Dave and I met and married in North Dakota, where we both attended Bible College. ’81 was our summer of love. Our first date was 5.26.81 and we married on 7.23.81.
The summers in North Dakota are spectacular. It is a shame you can’t bottle that. The sun takes almost forever to finally fall from the sky at night and is brilliant throughout the day. North Dakota is a little, plain, shall we say, in some ways? And flat. Conservative. And there are lots of white houses.
But one thing you see there that is better than anywhere else? Fields of sunflowers, faithfully and brilliantly holding their gorgeous yellow-orange heads high and seemingly following the sun. True. In the morning, their little faces facing east, then, operating in heliotropism, they would “follow the sun” until they were facing west by evening. Sometime during the night, in anticipation of the next sunrise, they’d be facing east again. A wonder to behold!

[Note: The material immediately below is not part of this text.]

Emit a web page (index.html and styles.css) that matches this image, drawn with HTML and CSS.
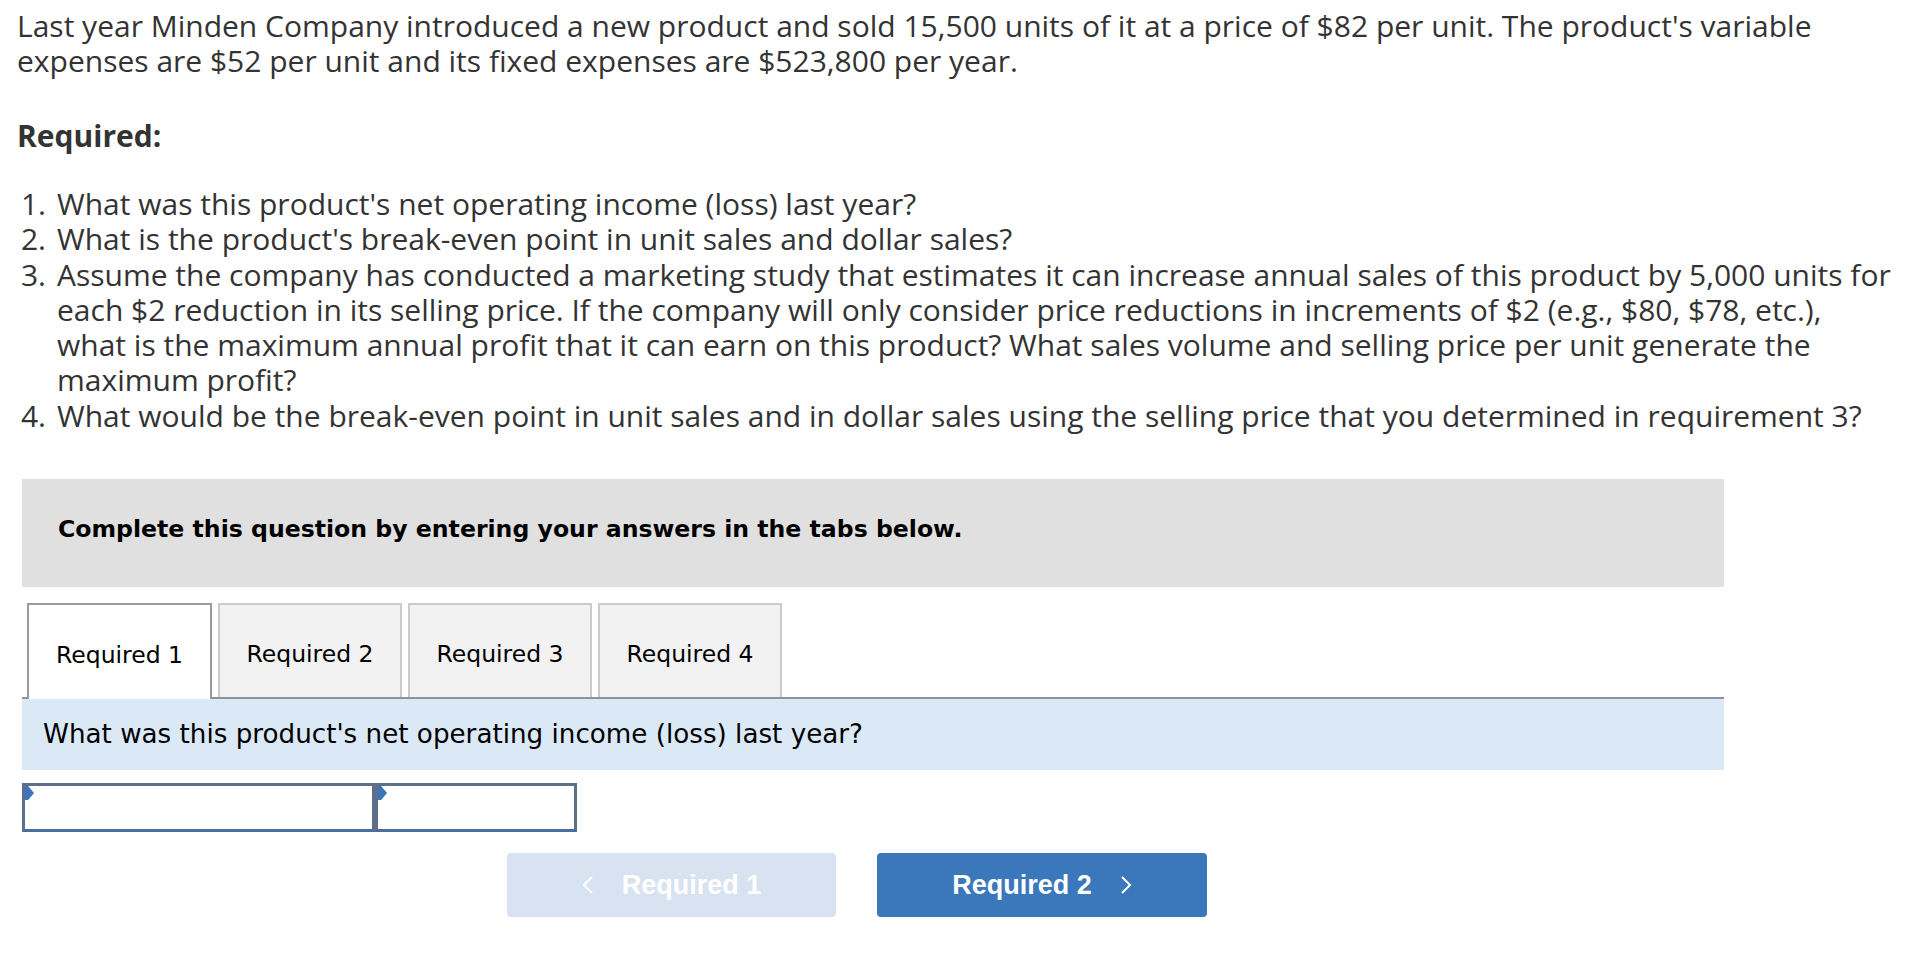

I threw a few sunflower seeds in the yard this year and have watched over the past few weeks as the unblossomed buds have heliotroped about, back and forth, east to west, daily. But when the first 7-foot-high bloomer occured: nothing. Nada. It has faced the east and moved not one iota. “What is wrong, tall flower?” I’d ask. “Look this way, come on, look over here.” No response. It has fixed it’s gaze on my neightbor’s back porch and she rarely comes out. True, her overly-zealous, fence-jumping sprinklers do provide the needed waterings, which is why I decided to plant them in the awkward behind-the-pool space anyway. Still, I am being ignored in favor of a woman who does not care.
Dave asked me if I planted the seeds backwards. Har-dee-har-har.
In desperation, I Wikipedied this problem and am dismayed to learn that sunflowers in the blooming stage (maturity, it seems) are no longer heliotropic, but frozen in one direction, usually east, meaning all of my sunflowers will benefit some one else, as I will only get to gaze on their hinder parts. This is indeed disturbing and so unlike, I am quite certain, their North Dakato fields of cousins.